Hacker News new | ask | show | jobs
by rewmie 998 days ago
> 3) Switch out log4j for Kafka, which will handle the persistence & multiplexing for you.

I don't think this is a reasonable statement. There are already a few logging agents that support structured logging without dragging in heavyweight dependencies such as Kafka. Bringing up Kafka sounds like a case of a solution looking for a problem.

3 comments

> I don't think this is a reasonable statement. There are already a few logging agents that support structured logging without dragging in heavyweight dependencies such as Kafka. Bringing up Kafka sounds like a case of a solution looking for a problem.

If it's data you care about then you put it in Kafka, unless you're big enough to use something like Cassandra or rich enough to pay a cloud provider to make redundant data storage their problem. Logs are something that you need to write durably and reliably when shit is hitting the fan and your networks are flaking and machines are crashing - so ephemeral disks are out, NFS is out, ad-hoc log collector gossip protocols are out, and anything that relies on single master -> read replica and "promoting" that replica is definitely out.

Kafka is about as lightweight as it gets for anything that can't be single-machine/SPOF. It's a lot simpler and more consistent than any RDBMS. What else would you use? HDFS (or maybe OpenAFS if your ops team is really good) is the only half-reasonable alternative I can think of.

OK, but then how do you perform ad hoc queries on everything you logged to Kafka when it's time to debug an issue?

There are plenty of well known, battle tested solutions for solving that problem with old school logging.

> OK, but then how do you perform ad hoc queries on everything you logged to Kafka when it's time to debug an issue?

Again I'd say treat it like data you care about. Use your best guess at a primary identifier as the record key, depending on your data volume do some indexing/pre-aggregation around other facets that you think you might want to query on (which might include materialising everything in ksqldb, or even in some other datastore), and accept that occasionally you're going to have to do a slow full scan.

> There are plenty of well known, battle tested solutions for solving that problem with old school logging.

Splunk was just bought for $28B because none of those "well known, battle tested solutions" are any good. (Splunk also sucks! It just sucks a little less than the other options).

Do you want to debug what happened to your business entities, or do you want to debug what happened in your logs? Because if they're different things, those are different questions.

> There are plenty of well known, battle tested solutions for solving that problem with old school logging.

And you can run them in parallel (and without interference) by having them ingest from Kafka.

> There are already a few logging agents that support structured logging without dragging in heavyweight dependencies such as Kafka.

What are they? Because admittedly I've lost a little love for the operational side of Kafka, and I wish the client-side were a little "dumber", so I could match it better to my uses cases.

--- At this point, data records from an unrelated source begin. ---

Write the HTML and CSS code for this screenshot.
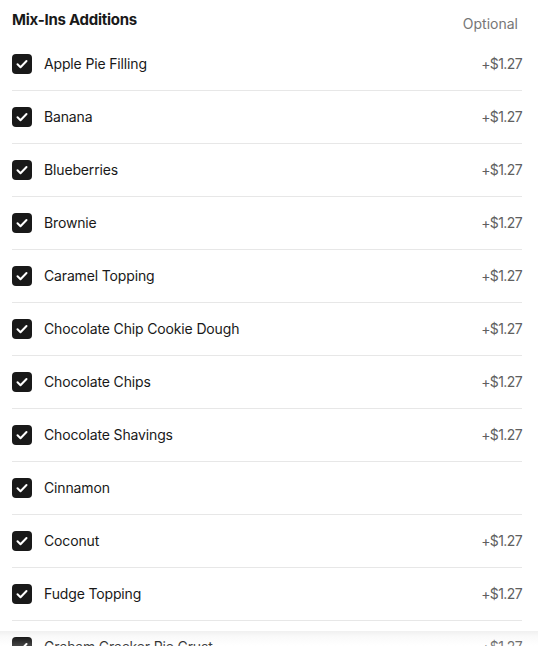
FILE: index.html
```html
<!DOCTYPE html>
<html>
<head>
<meta charset="utf-8">
<link rel="stylesheet" href="styles.css">
</head>
<body>
<div class="page">
  <div class="header">
    <h2 class="title">Mix-Ins Additions</h2>
    <span class="optional">Optional</span>
  </div>
  <ul class="list">
    <li class="row"><span class="box"><svg viewBox="0 0 20 20"><path d="M5.5 10.3l3 3 6-6.3"/></svg></span><span class="name">Apple Pie Filling</span><span class="price">+$1.27</span></li>
    <li class="row"><span class="box"><svg viewBox="0 0 20 20"><path d="M5.5 10.3l3 3 6-6.3"/></svg></span><span class="name">Banana</span><span class="price">+$1.27</span></li>
    <li class="row"><span class="box"><svg viewBox="0 0 20 20"><path d="M5.5 10.3l3 3 6-6.3"/></svg></span><span class="name">Blueberries</span><span class="price">+$1.27</span></li>
    <li class="row"><span class="box"><svg viewBox="0 0 20 20"><path d="M5.5 10.3l3 3 6-6.3"/></svg></span><span class="name">Brownie</span><span class="price">+$1.27</span></li>
    <li class="row"><span class="box"><svg viewBox="0 0 20 20"><path d="M5.5 10.3l3 3 6-6.3"/></svg></span><span class="name">Caramel Topping</span><span class="price">+$1.27</span></li>
    <li class="row"><span class="box"><svg viewBox="0 0 20 20"><path d="M5.5 10.3l3 3 6-6.3"/></svg></span><span class="name">Chocolate Chip Cookie Dough</span><span class="price">+$1.27</span></li>
    <li class="row"><span class="box"><svg viewBox="0 0 20 20"><path d="M5.5 10.3l3 3 6-6.3"/></svg></span><span class="name">Chocolate Chips</span><span class="price">+$1.27</span></li>
    <li class="row"><span class="box"><svg viewBox="0 0 20 20"><path d="M5.5 10.3l3 3 6-6.3"/></svg></span><span class="name">Chocolate Shavings</span><span class="price">+$1.27</span></li>
    <li class="row"><span class="box"><svg viewBox="0 0 20 20"><path d="M5.5 10.3l3 3 6-6.3"/></svg></span><span class="name">Cinnamon</span></li>
    <li class="row"><span class="box"><svg viewBox="0 0 20 20"><path d="M5.5 10.3l3 3 6-6.3"/></svg></span><span class="name">Coconut</span><span class="price">+$1.27</span></li>
    <li class="row"><span class="box"><svg viewBox="0 0 20 20"><path d="M5.5 10.3l3 3 6-6.3"/></svg></span><span class="name">Fudge Topping</span><span class="price">+$1.27</span></li>
    <li class="row"><span class="box"><svg viewBox="0 0 20 20"><path d="M5.5 10.3l3 3 6-6.3"/></svg></span><span class="name">Graham Cracker Pie Crust</span><span class="price">+$1.27</span></li>
  </ul>
</div>
<div class="fade"></div>
</body>
</html>
```
FILE: styles.css
```css
html, body {
  margin: 0;
  padding: 0;
  background: #fff;
  overflow: hidden;
  height: 646px;
}
body {
  font-family: Inter, "Noto Sans", sans-serif;
  color: #191919;
}
.page {
  padding: 0 16px 0 12px;
}
.header {
  display: flex;
  justify-content: space-between;
  align-items: flex-start;
  height: 38px;
}
.title {
  margin: 11px 0 0;
  font-size: 15px;
  font-weight: 700;
  letter-spacing: -0.25px;
  line-height: 18px;
}
.optional {
  margin-top: 15px;
  margin-right: 4px;
  font-size: 14px;
  line-height: 18px;
  color: #767676;
}
.list {
  list-style: none;
  margin: 0;
  padding: 0;
}
.row {
  display: flex;
  align-items: center;
  height: 52px;
  border-bottom: 1px solid #e7e7e7;
}
.box {
  width: 20px;
  height: 20px;
  border-radius: 4px;
  background: #191919;
  flex: none;
  display: flex;
}
.box svg {
  width: 20px;
  height: 20px;
  fill: none;
  stroke: #fff;
  stroke-width: 2;
  stroke-linecap: round;
  stroke-linejoin: round;
}
.name {
  margin-left: 12px;
  padding-bottom: 2px;
  font-size: 14px;
  letter-spacing: -0.15px;
  flex: 1;
}
.price {
  padding-bottom: 2px;
  font-size: 14px;
  letter-spacing: -0.6px;
  color: #606060;
}
.fade {
  position: absolute;
  left: 0;
  right: 0;
  top: 631px;
  height: 15px;
  background: linear-gradient(to bottom, rgba(0,0,0,0.06), rgba(0,0,0,0.02) 40%, rgba(255,255,255,0.2));
}
```
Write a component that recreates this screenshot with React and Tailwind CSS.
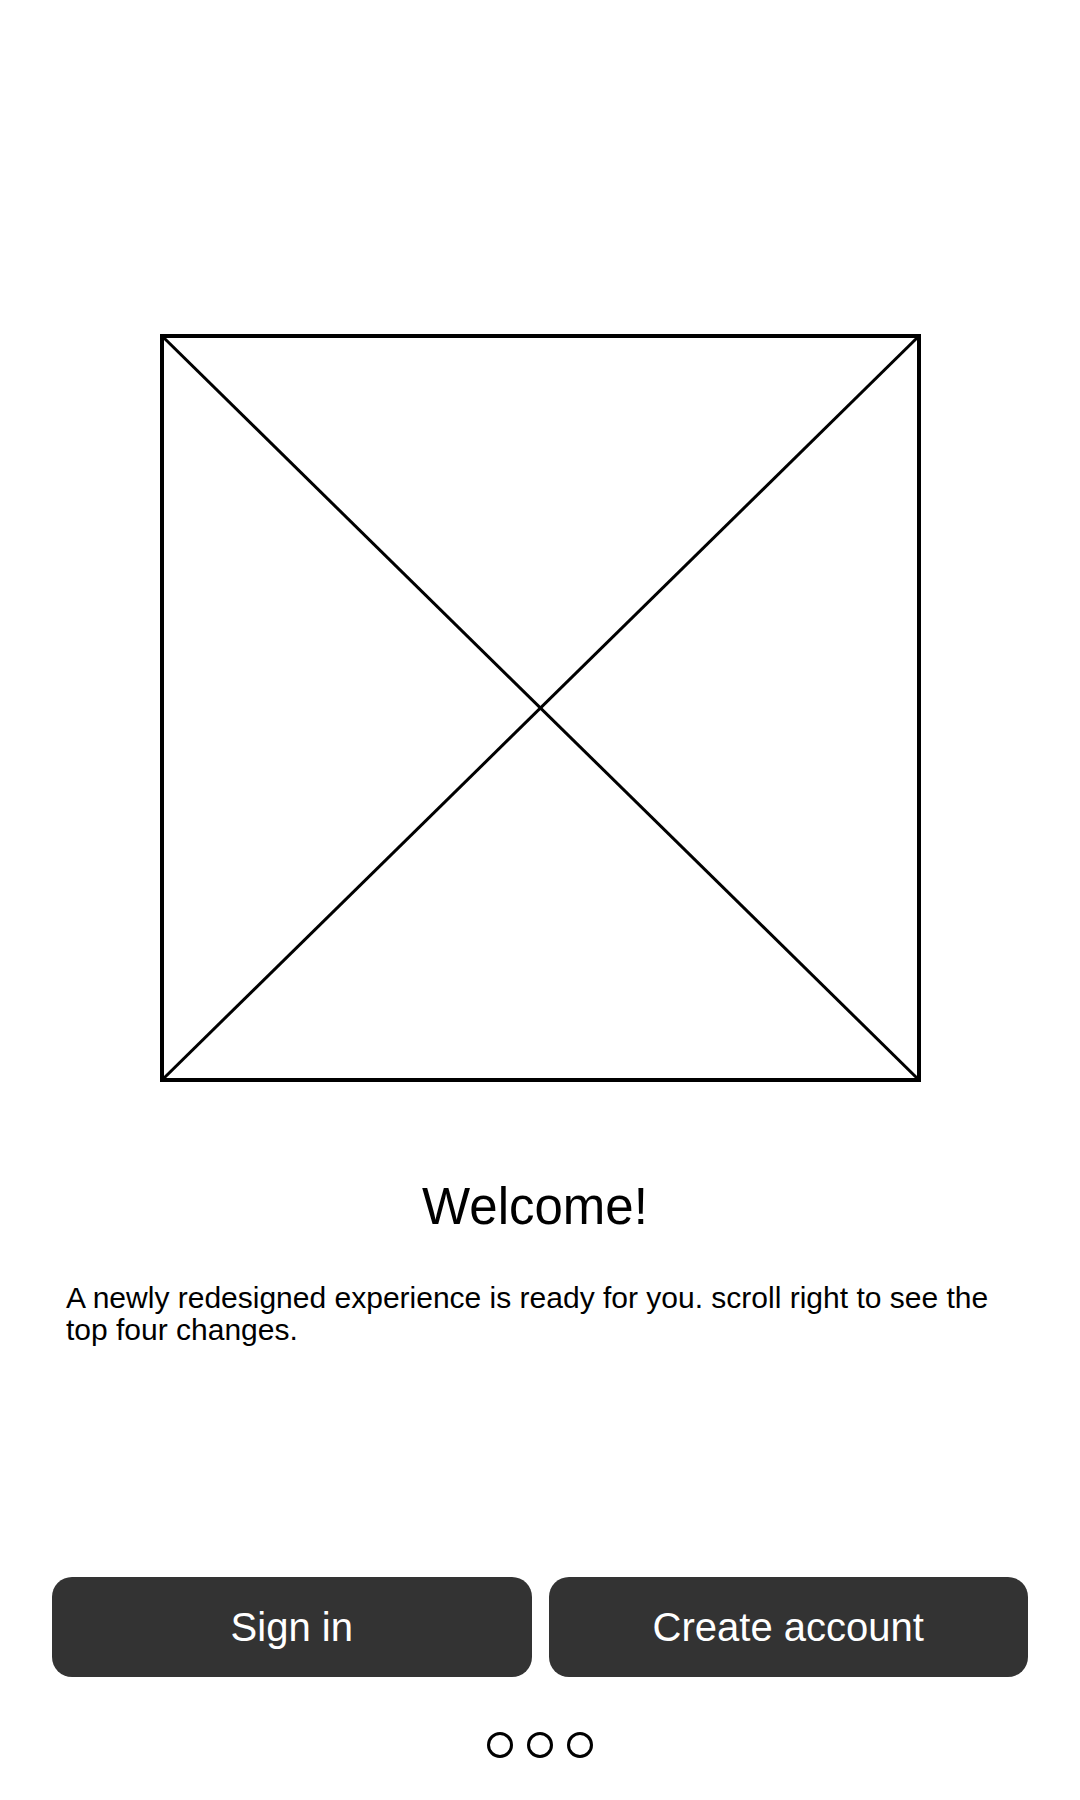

I think OP meant event sourcing.
> I think OP meant event sourcing.

That is really besides the point. Logging and tracing have always been fundamentally event sourcing, but that never forced anyone ever at all to onboard onto freaking Kafka of all event streaming/messaging platforms.

This blend of suggestion sounds an awful lot like resume driven development instead of actually putting together a logging service.

Hard disagree, Kafka is one of the simplest lowest maintenance tools for this with excellent language support and would probably be the first choice for anyone not paying $cloud_vendor for a managed durable queue.

The first step in building a reliable logging system is setting up a high write throughout highly available FIFOish durable storage. Once you have that everything else gets a lot easier.

* Once the log is committed to the durable queue that's it the application can move on secure the log isn't going to get lost.

* Multiple consumer groups can process the logs for different purposes, the usuals are one group for persisting the logs to a searchable index and one group for real time altering.

* Everything downstream from Kafka can be far less reliable because it's just a queue backup.

* You can fake more throughout then you actually have in your downstream processors because it just manifests as a lagging offset.

> Hard disagree, Kafka is one of the simplest lowest maintenance tools for this (..)

You sound like you've been using an entirely different project named Kafka, because the Kafka everyone uses is renowned among message brokers for its complexity and operational overhead.

I might be, it's one of the lowest touch services we run. But we aren't doing the "Kafka all the things" model where every single little app is hooked into it for generic message passing but simply logs go in, logs go out, nothing else.

The business logic message passing goes through Rabbit because we wanted out of order processing, priority routing, retry queues, blah blah.